Last week when NASA Administrator Charles Bolden addressed the sparsely-attended Humans to Mars Summit in DC, he moved the institutional goalpost past space exploration and toward space settlement.
Bolden laid out a vague plan to establish enduring human presence in space, involving near-Earth proving grounds and skill building asteroid capture missions and risk management. “We are an Earth-reliant species at the moment,” he said. “But only multi-planet species survive for a long time.” Interesting choice of verb tense, noted the pedant in me. Had he taken an extensive survey of multi-planet species?
The wording was awkward because the script was not his, nor that of the NASA of recent decades. It’s borrowed from the NewSpace movement that has taken matters into its own hands of late. Inspired by speculative fiction and educated like modern-day Renaissance men, the people of NewSpace are working to take the next step in our species’ inexorable journey out of the Rift Valley.
As the summit went on it became clear that NASA has realized just how far behind it is likely to be left. They said things like “We need to raise radiation limits for our astronauts, because these private guys can do whatever they want.” And “It’s possible the billionaires are going to get there first.”

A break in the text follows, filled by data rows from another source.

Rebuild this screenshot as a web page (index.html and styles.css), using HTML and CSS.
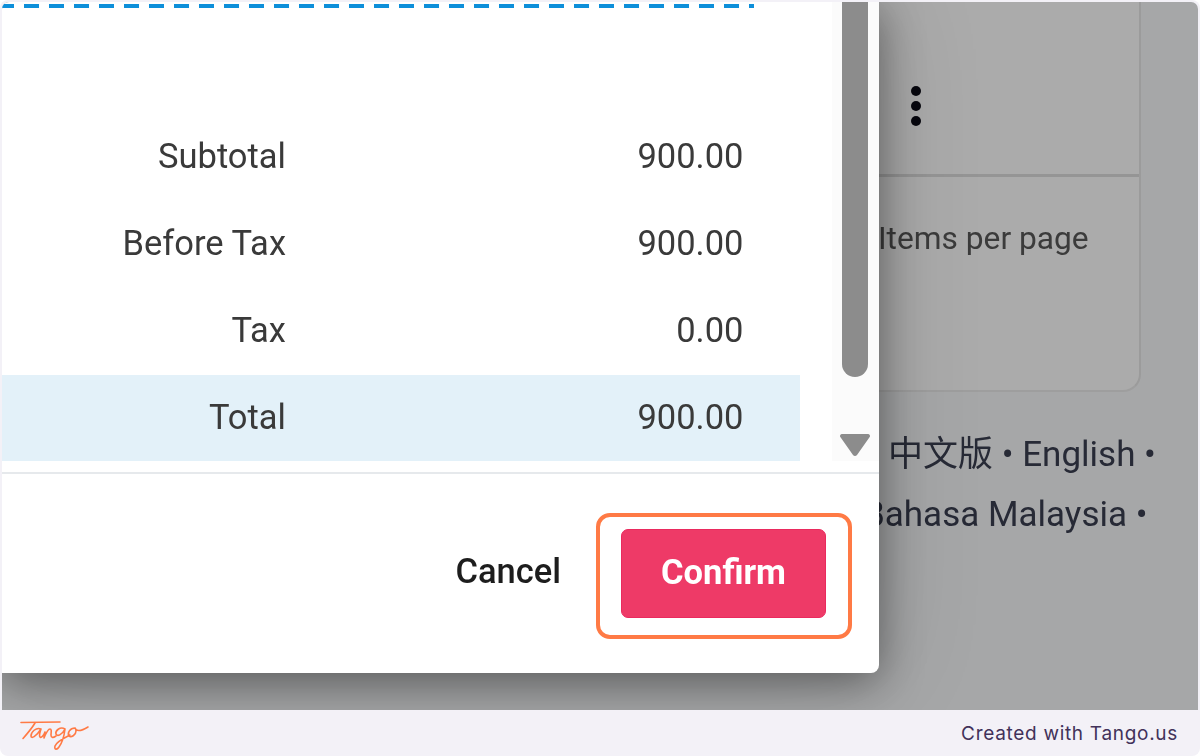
FILE: index.html
```html
<!DOCTYPE html>
<html lang="en">
<head>
<meta charset="utf-8">
<title>Confirm</title>
<link rel="stylesheet" href="styles.css">
</head>
<body>
<div class="shot">
  <div class="stage">
    <div class="backdrop">
      <div class="card">
        <div class="card-top"><span class="kebab"><i></i><i></i><i></i></span></div>
        <div class="card-bottom">Items per page</div>
      </div>
      <div class="langs">
        <p>中文版 • English •</p>
        <p class="malay">Bahasa Malaysia •</p>
      </div>
    </div>
    <div class="modal">
      <div class="modal-body">
        <div class="content">
          <div class="dashed"></div>
          <div class="totals">
            <div class="row"><span class="label">Subtotal</span><span class="value">900.00</span></div>
            <div class="row"><span class="label">Before Tax</span><span class="value">900.00</span></div>
            <div class="row"><span class="label">Tax</span><span class="value">0.00</span></div>
            <div class="row total"><span class="label">Total</span><span class="value">900.00</span></div>
          </div>
        </div>
        <div class="scrollbar">
          <div class="thumb"></div>
          <svg class="arrow" width="32" height="24" viewBox="0 0 32 24"><path d="M3 1h26a2 2 0 0 1 1.500 3.300L18 22a2.600 2.600 0 0 1-4 0L1.500 4.300A2 2 0 0 1 3 1z"/></svg>
        </div>
      </div>
      <div class="modal-foot">
        <button class="cancel">Cancel</button>
        <div class="focus-ring"><button class="confirm">Confirm</button></div>
      </div>
    </div>
  </div>
  <footer class="brand">
    <svg class="logo" width="70" height="34" viewBox="0 0 70 34" role="img" aria-label="Tango"><g fill="none" stroke="#ff7a45" stroke-width="1.600" stroke-linecap="round" stroke-linejoin="round"><path d="M1 3.500 40 3"/><path d="M15 4C12 9 7 15 3 19.500"/><path d="M21 10C16 8 11 13 11 17c0 3 5 1 10-7-1 3-2 7-1 8 1 1.500 4-2 5-5l-1 6c2-5 4-9 6-9s1 4 1 6c0 3 2 3 5 1"/><path d="M45 10c-5-3-10 2-9 5 1 3 6 1 9-5-1 8-3 14-6 18-2 3-5 3-4-1 1-3 7-7 15-11"/><path d="M55 9c-5 0-8 5-6 8 2 2 7-1 7-5 0-2-1-3-1-3 1 3 5 4 13-1"/></g></svg>
    <span class="credit">Created with Tango.us</span>
  </footer>
</div>
</body>
</html>
```
FILE: styles.css
```css
* { box-sizing: border-box; }
html, body { margin: 0; padding: 0; background: #fff; }
body { width: 1200px; height: 756px; overflow: hidden; font-family: Roboto, "Noto Sans CJK SC", sans-serif; }
.shot { width: 1200px; height: 756px; background: #f3f1f7; border-radius: 8px; padding-top: 2px; display: flex; flex-direction: column; }
.stage { position: relative; height: 708px; margin: 0 2px; border-radius: 7px 7px 0 0; overflow: hidden; background: #a6a7a8; }
.backdrop { display: flex; flex-direction: column; align-items: flex-end; padding-right: 57px; height: 100%; filter: blur(.45px); }
.card { width: 400px; height: 390px; background: #ababab; border-right: 2px solid #9b9b9b; border-bottom: 2px solid #9e9e9e; border-radius: 0 0 18px 0; display: flex; flex-direction: column; }
.card-top { height: 175px; border-bottom: 3px solid #959595; padding-left: 170px; display: flex; align-items: center; }
.kebab { display: flex; flex-direction: column; gap: 5px; margin-top: 36px; }
.kebab i { display: block; width: 10px; height: 10px; border-radius: 50%; background: #08080f; }
.card-bottom { padding: 44px 0 0 137px; font-size: 31.700px; line-height: 36px; color: #3b3b3b; }
.langs { width: 317px; align-self: flex-end; margin-right: -57px; padding-top: 33px; padding-left: 7px; font-size: 35px; line-height: 60px; color: #272a36; white-space: nowrap; }
.langs p { margin: 0; }
.langs .malay { margin-left: -25px; }
.modal { position: absolute; left: 0; top: 0; width: 877px; height: 671px; background: #fff; border-radius: 0 0 8px 0; box-shadow: 0 8px 44px rgba(0, 0, 0, .42), 0 0 110px rgba(0, 0, 0, .14); display: flex; flex-direction: column; }
.modal-body { flex: 0 0 472px; display: flex; border-bottom: 2px solid #e6e9ec; }
.content { width: 830px; padding-top: 2px; filter: blur(.45px); }
.dashed { width: 752px; height: 4px; background: repeating-linear-gradient(90deg, #0d8fda 0 15px, transparent 15px 25px); background-position: -3px 0; }
.totals { margin-top: 105px; display: flex; flex-direction: column; width: 798px; }
.row { height: 87px; padding-bottom: 2px; display: flex; align-items: center; font-size: 34.500px; color: #3a3a3a; }
.label { width: 284px; text-align: right; }
.value { width: 457.500px; text-align: right; }
.total { background: #e3f1f9; height: 86px; margin-top: 1px; }
.scrollbar { flex: 1; background: #fbfbfb; display: flex; flex-direction: column; align-items: center; margin-bottom: 11px; padding-right: 2px; }
.thumb { width: 26px; height: 375px; background: #8c8c8c; border-radius: 0 0 13px 13px; }
.arrow { margin-top: 56px; fill: #8c8c8c; }
.modal-foot { flex: 1; display: flex; justify-content: flex-end; align-items: flex-start; padding: 39px 27px 0 0; }
.cancel { background: none; border: 0; padding: 0; margin: 36px 35px 0 0; font: 500 34.500px/44px Roboto, sans-serif; color: #1d1d1d; filter: blur(.45px); }
.focus-ring { width: 256px; height: 126px; border: 4px solid #ff7a45; border-radius: 14px; padding: 12px 0 0 21px; }
.confirm { width: 205px; height: 89px; background: #ee3a67; border: 1px solid #ea2a5e; border-radius: 7px; color: #fff; font: 700 34.500px/44px Roboto, sans-serif; padding: 0 0 4px; filter: blur(.45px); }
.brand { flex: 1; display: flex; align-items: center; justify-content: space-between; padding: 0 22px 0 20px; }
.logo { display: block; margin-top: 5px; }
.credit { font-family: Inter, sans-serif; font-size: 19px; letter-spacing: .7px; color: #42325a; }
```
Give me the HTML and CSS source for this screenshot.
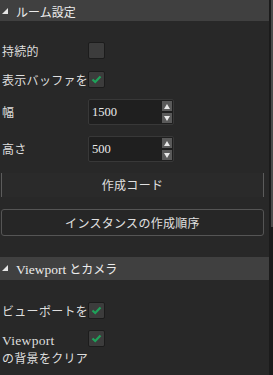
FILE: index.html
```html
<!DOCTYPE html>
<html lang="ja">
<head>
<meta charset="utf-8">
<link rel="stylesheet" href="styles.css">
</head>
<body>
<div class="frame">
  <div class="panel">
    <div class="header header-first">
      <svg class="tri" width="6" height="6" viewBox="0 0 6 6"><polygon points="6,0 6,6 0,6" fill="#e6e6e6"/></svg>
      <span>ルーム設定</span>
    </div>
    <div class="section section-first">
      <div class="row row-check">
        <div class="label">持続的</div>
        <div class="checkbox"></div>
      </div>
      <div class="row row-check gap12">
        <div class="label">表示バッファを</div>
        <div class="checkbox"><svg width="15" height="15" viewBox="0 0 15 15"><polyline points="3.5,7.5 6.2,10 11.5,4.5" fill="none" stroke="#1fa25a" stroke-width="2.2"/></svg></div>
      </div>
      <div class="row row-num gap11">
        <div class="label">幅</div>
        <div class="num">
          <span class="num-val">1500</span>
          <div class="spin">
            <div class="spin-btn"><svg width="6" height="5" viewBox="0 0 6 5"><polygon points="3,0 6,5 0,5" fill="#e8e8e8"/></svg></div>
            <div class="spin-btn"><svg width="6" height="5" viewBox="0 0 6 5"><polygon points="0,0 6,0 3,5" fill="#e8e8e8"/></svg></div>
          </div>
        </div>
      </div>
      <div class="row row-num gap11">
        <div class="label">高さ</div>
        <div class="num">
          <span class="num-val">500</span>
          <div class="spin">
            <div class="spin-btn"><svg width="6" height="5" viewBox="0 0 6 5"><polygon points="3,0 6,5 0,5" fill="#e8e8e8"/></svg></div>
            <div class="spin-btn"><svg width="6" height="5" viewBox="0 0 6 5"><polygon points="0,0 6,0 3,5" fill="#e8e8e8"/></svg></div>
          </div>
        </div>
      </div>
      <div class="btn btn-sides gap11">作成コード</div>
      <div class="btn btn-box gap12">インスタンスの作成順序</div>
    </div>
    <div class="header header-second">
      <svg class="tri" width="6" height="6" viewBox="0 0 6 6"><polygon points="6,0 6,6 0,6" fill="#e6e6e6"/></svg>
      <span><span class="lat">Viewport</span> とカメラ</span>
    </div>
    <div class="section section-second">
      <div class="row row-check">
        <div class="label">ビューポートを:</div>
        <div class="checkbox"><svg width="15" height="15" viewBox="0 0 15 15"><polyline points="3.5,7.5 6.2,10 11.5,4.5" fill="none" stroke="#1fa25a" stroke-width="2.2"/></svg></div>
      </div>
      <div class="row row-top gap11">
        <div class="label label-wrap"><span class="line lat">Viewport</span><span class="line">の背景をクリア</span></div>
        <div class="checkbox"><svg width="15" height="15" viewBox="0 0 15 15"><polyline points="3.5,7.5 6.2,10 11.5,4.5" fill="none" stroke="#1fa25a" stroke-width="2.2"/></svg></div>
      </div>
    </div>
  </div>
  <div class="scrollbar"><div class="thumb"></div></div>
</div>
</body>
</html>
```

FILE: styles.css
```css
html, body {
  margin: 0;
  padding: 0;
  background: #282828;
  overflow: hidden;
}
body {
  font-family: "Liberation Serif", "Noto Sans CJK JP", serif;
  font-size: 12px;
  color: #dedede;
}
.frame {
  display: flex;
  width: 273px;
  height: 375px;
}
.panel {
  width: 269px;
  display: flex;
  flex-direction: column;
}
.scrollbar {
  width: 4px;
  background: #1b1b1b;
  display: flex;
  justify-content: flex-end;
}
.thumb {
  width: 2px;
  height: 227px;
  background: #4c4c4c;
}
.header {
  background: #404040;
  display: flex;
  align-items: center;
  color: #ececec;
  font-size: 12px;
}
.header-first {
  height: 21px;
  padding-top: 2px;
  box-sizing: border-box;
}
.header-second {
  height: 23px;
  margin-top: 21px;
}
.tri {
  margin-left: 2px;
  margin-right: 8px;
  margin-top: -1px;
}
.lat {
  font-size: 13.5px;
}
.section {
  display: flex;
  flex-direction: column;
}
.section-first {
  padding-top: 21px;
}
.section-second {
  padding-top: 22px;
}
.row {
  display: flex;
  align-items: center;
}
.row-check {
  height: 17px;
}
.row-num {
  height: 26px;
}
.row-top {
  align-items: flex-start;
}
.gap11 { margin-top: 11px; }
.gap12 { margin-top: 12px; }
.label {
  width: 86px;
  flex: none;
  padding-left: 2px;
  white-space: nowrap;
  letter-spacing: 0.3px;
  font-size: 12px;
}
.label-wrap {
  display: flex;
  flex-direction: column;
  line-height: 18px;
  margin-top: 2px;
}
.line {
  display: block;
}
.checkbox {
  position: relative;
  width: 15px;
  height: 15px;
  background: #3c3c3c;
  border: 1px solid #1c1c1c;
  border-radius: 2px;
  display: flex;
}
.num {
  width: 86px;
  height: 26px;
  box-sizing: border-box;
  background: #1f1f1f;
  border: 1px solid #383838;
  border-radius: 2px;
  display: flex;
  align-items: center;
  justify-content: space-between;
  padding: 0 1px 0 3px;
}
.num-val {
  font-size: 12.5px;
  color: #eaeaea;
  padding-top: 1px;
}
.spin {
  display: flex;
  flex-direction: column;
  gap: 2px;
}
.spin-btn {
  width: 10px;
  height: 10px;
  background: #5a5a5a;
  display: flex;
  align-items: center;
  justify-content: center;
}
.btn {
  display: flex;
  align-items: center;
  justify-content: center;
  margin-left: 1px;
  width: 263px;
  box-sizing: border-box;
  color: #e0e0e0;
  letter-spacing: 0.3px;
}
.btn-sides {
  height: 24px;
  background: #2a2a2a;
  border-left: 1px solid #5c5c5c;
  border-right: 1px solid #5c5c5c;
}
.btn-box {
  height: 27px;
  border: 1px solid #555555;
  border-radius: 3px;
  background: #262626;
}
```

In fact, NASA might not be entirely out of the running – the competition could be just what they need. History shows it takes a pissing match to make NASA do anything interesting. When the pressure is off they rest on their Cold War laurels and quietly decay behind technology-based in-fighting and insanely petty politics. They regress in their moral courage to the point where watered-down statements like Bolden’s feel like progress. But here’s one from Associate Administrator John Yardley in 1976:
“I think it would be a cinch to inhabit the Moon, and it would also be a cinch to inhabit L5. A colony of 10,000 people at either place would be very straightforward. Both of these could be done by 1990 if there was appropriate public support.”
Some people never abandoned that dream and their tireless work has traveled the stages through which all social innovation must pass. They’ve confronted and threatened the status quo with their own initiatives, they’ve formed networks among innovators, they’ve amassed their own resources, and the final stage has arrived. It’s the one that tends to provoke accusations of defection, selling out and betrayal, but it’s a necessary one. The institutional resources that have been locked into less relevant programs are set to be released (too little, for sure – too late, almost certainly).
For those who feel our species was destined to continue its expansion to new frontiers, the day may well come. Let’s just hope the right people will be celebrated for it.